[Records excerpted from a collection]
———

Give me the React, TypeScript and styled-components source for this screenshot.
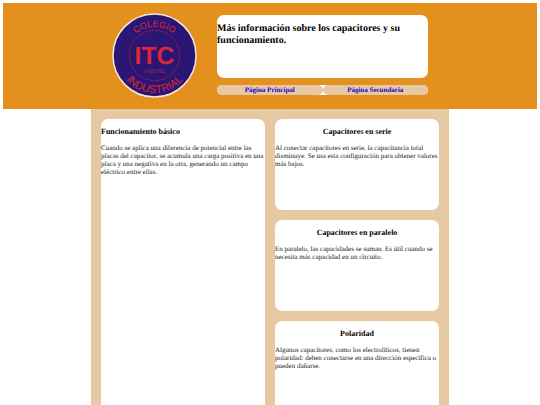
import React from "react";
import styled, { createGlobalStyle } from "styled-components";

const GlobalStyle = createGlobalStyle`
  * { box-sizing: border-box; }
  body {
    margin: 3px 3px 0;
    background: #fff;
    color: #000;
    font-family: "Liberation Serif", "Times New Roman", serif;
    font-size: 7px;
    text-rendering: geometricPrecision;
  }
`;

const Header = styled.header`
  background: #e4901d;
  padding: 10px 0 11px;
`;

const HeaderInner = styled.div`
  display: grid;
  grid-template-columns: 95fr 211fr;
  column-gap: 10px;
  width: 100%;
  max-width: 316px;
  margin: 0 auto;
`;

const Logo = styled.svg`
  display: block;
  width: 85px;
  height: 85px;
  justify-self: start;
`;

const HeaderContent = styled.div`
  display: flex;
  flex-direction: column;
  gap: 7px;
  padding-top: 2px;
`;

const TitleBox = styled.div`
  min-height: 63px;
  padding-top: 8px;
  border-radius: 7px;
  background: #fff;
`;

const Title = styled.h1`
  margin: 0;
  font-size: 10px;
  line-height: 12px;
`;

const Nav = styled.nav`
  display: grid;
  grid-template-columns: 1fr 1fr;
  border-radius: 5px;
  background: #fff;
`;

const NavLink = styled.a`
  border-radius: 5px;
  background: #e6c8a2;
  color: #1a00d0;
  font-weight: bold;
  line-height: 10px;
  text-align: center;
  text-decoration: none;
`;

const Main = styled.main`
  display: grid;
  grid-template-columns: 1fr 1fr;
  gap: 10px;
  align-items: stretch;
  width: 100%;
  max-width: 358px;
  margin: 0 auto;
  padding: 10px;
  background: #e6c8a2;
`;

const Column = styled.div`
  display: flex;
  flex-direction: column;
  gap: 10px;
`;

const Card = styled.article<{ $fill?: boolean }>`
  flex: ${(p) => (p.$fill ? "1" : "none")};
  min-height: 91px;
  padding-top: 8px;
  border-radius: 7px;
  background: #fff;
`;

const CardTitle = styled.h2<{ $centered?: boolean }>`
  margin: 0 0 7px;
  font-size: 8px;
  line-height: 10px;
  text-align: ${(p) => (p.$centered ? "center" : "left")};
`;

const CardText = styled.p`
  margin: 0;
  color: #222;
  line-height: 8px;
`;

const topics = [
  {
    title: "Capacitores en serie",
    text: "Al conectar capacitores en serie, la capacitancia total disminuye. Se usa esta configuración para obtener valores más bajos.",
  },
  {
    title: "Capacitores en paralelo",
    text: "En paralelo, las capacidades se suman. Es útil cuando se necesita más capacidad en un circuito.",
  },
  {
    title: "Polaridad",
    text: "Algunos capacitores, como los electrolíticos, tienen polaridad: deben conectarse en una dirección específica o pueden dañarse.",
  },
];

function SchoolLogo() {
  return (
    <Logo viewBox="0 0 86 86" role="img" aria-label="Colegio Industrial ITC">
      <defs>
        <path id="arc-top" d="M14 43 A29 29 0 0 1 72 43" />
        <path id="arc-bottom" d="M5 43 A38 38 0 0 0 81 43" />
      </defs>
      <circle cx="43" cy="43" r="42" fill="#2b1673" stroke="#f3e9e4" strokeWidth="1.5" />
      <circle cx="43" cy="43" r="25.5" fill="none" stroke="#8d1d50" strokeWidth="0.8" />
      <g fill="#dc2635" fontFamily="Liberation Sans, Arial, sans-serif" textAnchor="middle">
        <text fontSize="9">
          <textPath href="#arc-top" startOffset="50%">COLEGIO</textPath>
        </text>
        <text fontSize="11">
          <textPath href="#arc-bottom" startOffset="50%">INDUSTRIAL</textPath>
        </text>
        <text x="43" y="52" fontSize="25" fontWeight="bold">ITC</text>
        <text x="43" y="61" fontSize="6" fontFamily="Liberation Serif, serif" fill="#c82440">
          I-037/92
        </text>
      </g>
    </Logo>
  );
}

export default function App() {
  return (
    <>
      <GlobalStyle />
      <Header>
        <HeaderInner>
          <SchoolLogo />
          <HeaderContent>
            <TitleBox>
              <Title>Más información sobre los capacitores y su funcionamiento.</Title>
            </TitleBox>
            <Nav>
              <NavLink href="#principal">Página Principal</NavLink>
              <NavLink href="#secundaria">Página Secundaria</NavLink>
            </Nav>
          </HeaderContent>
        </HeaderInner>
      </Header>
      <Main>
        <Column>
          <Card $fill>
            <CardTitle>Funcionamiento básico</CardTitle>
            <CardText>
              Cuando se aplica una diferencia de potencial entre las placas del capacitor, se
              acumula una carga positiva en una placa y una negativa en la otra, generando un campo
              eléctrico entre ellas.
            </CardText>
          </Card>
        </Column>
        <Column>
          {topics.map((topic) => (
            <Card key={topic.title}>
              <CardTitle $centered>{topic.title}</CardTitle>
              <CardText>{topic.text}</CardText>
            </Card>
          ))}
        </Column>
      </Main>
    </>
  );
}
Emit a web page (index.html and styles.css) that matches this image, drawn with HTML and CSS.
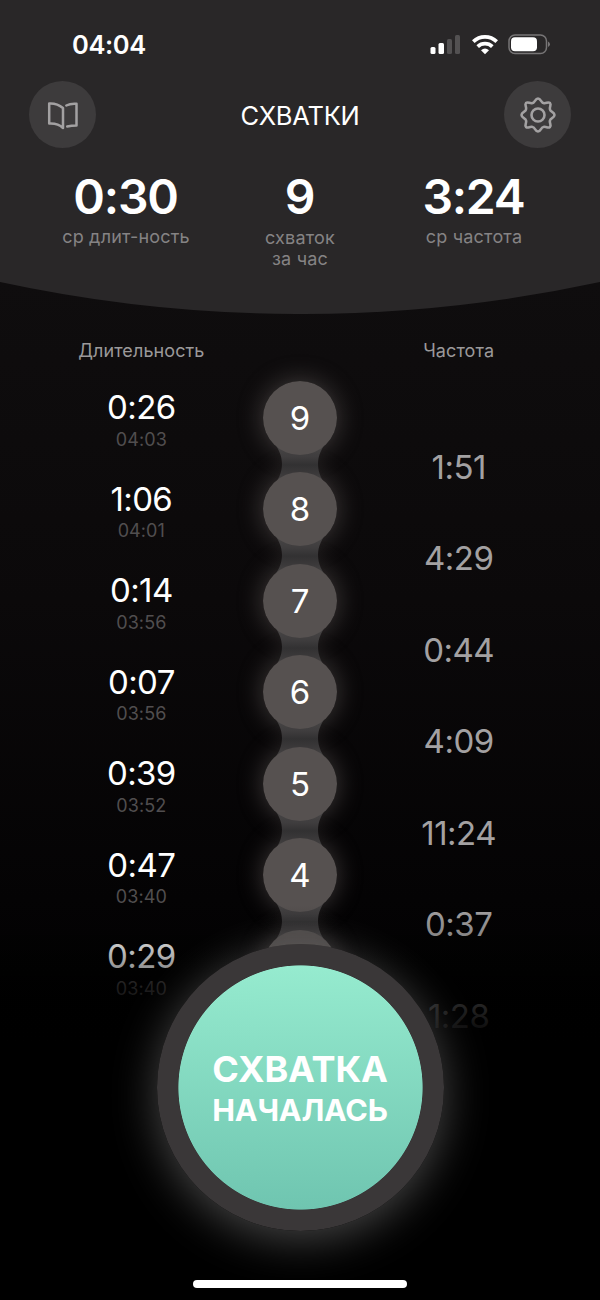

———

*Problem statement*. Extract all the data above exactly, excluding every picture.

*Task answer*.
Give me the React, TypeScript and styled-components source for this screenshot.
import React from "react";
import styled, { createGlobalStyle } from "styled-components";

const GlobalStyle = createGlobalStyle`
  * { box-sizing: border-box; }
  body {
    margin: 3px 3px 0;
    background: #fff;
    color: #000;
    font-family: "Liberation Serif", "Times New Roman", serif;
    font-size: 7px;
    text-rendering: geometricPrecision;
  }
`;

const Header = styled.header`
  background: #e4901d;
  padding: 10px 0 11px;
`;

const HeaderInner = styled.div`
  display: grid;
  grid-template-columns: 95fr 211fr;
  column-gap: 10px;
  width: 100%;
  max-width: 316px;
  margin: 0 auto;
`;

const Logo = styled.svg`
  display: block;
  width: 85px;
  height: 85px;
  justify-self: start;
`;

const HeaderContent = styled.div`
  display: flex;
  flex-direction: column;
  gap: 7px;
  padding-top: 2px;
`;

const TitleBox = styled.div`
  min-height: 63px;
  padding-top: 8px;
  border-radius: 7px;
  background: #fff;
`;

const Title = styled.h1`
  margin: 0;
  font-size: 10px;
  line-height: 12px;
`;

const Nav = styled.nav`
  display: grid;
  grid-template-columns: 1fr 1fr;
  border-radius: 5px;
  background: #fff;
`;

const NavLink = styled.a`
  border-radius: 5px;
  background: #e6c8a2;
  color: #1a00d0;
  font-weight: bold;
  line-height: 10px;
  text-align: center;
  text-decoration: none;
`;

const Main = styled.main`
  display: grid;
  grid-template-columns: 1fr 1fr;
  gap: 10px;
  align-items: stretch;
  width: 100%;
  max-width: 358px;
  margin: 0 auto;
  padding: 10px;
  background: #e6c8a2;
`;

const Column = styled.div`
  display: flex;
  flex-direction: column;
  gap: 10px;
`;

const Card = styled.article<{ $fill?: boolean }>`
  flex: ${(p) => (p.$fill ? "1" : "none")};
  min-height: 91px;
  padding-top: 8px;
  border-radius: 7px;
  background: #fff;
`;

const CardTitle = styled.h2<{ $centered?: boolean }>`
  margin: 0 0 7px;
  font-size: 8px;
  line-height: 10px;
  text-align: ${(p) => (p.$centered ? "center" : "left")};
`;

const CardText = styled.p`
  margin: 0;
  color: #222;
  line-height: 8px;
`;

const topics = [
  {
    title: "Capacitores en serie",
    text: "Al conectar capacitores en serie, la capacitancia total disminuye. Se usa esta configuración para obtener valores más bajos.",
  },
  {
    title: "Capacitores en paralelo",
    text: "En paralelo, las capacidades se suman. Es útil cuando se necesita más capacidad en un circuito.",
  },
  {
    title: "Polaridad",
    text: "Algunos capacitores, como los electrolíticos, tienen polaridad: deben conectarse en una dirección específica o pueden dañarse.",
  },
];

function SchoolLogo() {
  return (
    <Logo viewBox="0 0 86 86" role="img" aria-label="Colegio Industrial ITC">
      <defs>
        <path id="arc-top" d="M14 43 A29 29 0 0 1 72 43" />
        <path id="arc-bottom" d="M5 43 A38 38 0 0 0 81 43" />
      </defs>
      <circle cx="43" cy="43" r="42" fill="#2b1673" stroke="#f3e9e4" strokeWidth="1.5" />
      <circle cx="43" cy="43" r="25.5" fill="none" stroke="#8d1d50" strokeWidth="0.8" />
      <g fill="#dc2635" fontFamily="Liberation Sans, Arial, sans-serif" textAnchor="middle">
        <text fontSize="9">
          <textPath href="#arc-top" startOffset="50%">COLEGIO</textPath>
        </text>
        <text fontSize="11">
          <textPath href="#arc-bottom" startOffset="50%">INDUSTRIAL</textPath>
        </text>
        <text x="43" y="52" fontSize="25" fontWeight="bold">ITC</text>
        <text x="43" y="61" fontSize="6" fontFamily="Liberation Serif, serif" fill="#c82440">
          I-037/92
        </text>
      </g>
    </Logo>
  );
}

export default function App() {
  return (
    <>
      <GlobalStyle />
      <Header>
        <HeaderInner>
          <SchoolLogo />
          <HeaderContent>
            <TitleBox>
              <Title>Más información sobre los capacitores y su funcionamiento.</Title>
            </TitleBox>
            <Nav>
              <NavLink href="#principal">Página Principal</NavLink>
              <NavLink href="#secundaria">Página Secundaria</NavLink>
            </Nav>
          </HeaderContent>
        </HeaderInner>
      </Header>
      <Main>
        <Column>
          <Card $fill>
            <CardTitle>Funcionamiento básico</CardTitle>
            <CardText>
              Cuando se aplica una diferencia de potencial entre las placas del capacitor, se
              acumula una carga positiva en una placa y una negativa en la otra, generando un campo
              eléctrico entre ellas.
            </CardText>
          </Card>
        </Column>
        <Column>
          {topics.map((topic) => (
            <Card key={topic.title}>
              <CardTitle $centered>{topic.title}</CardTitle>
              <CardText>{topic.text}</CardText>
            </Card>
          ))}
        </Column>
      </Main>
    </>
  );
}
Emit a web page (index.html and styles.css) that matches this image, drawn with HTML and CSS.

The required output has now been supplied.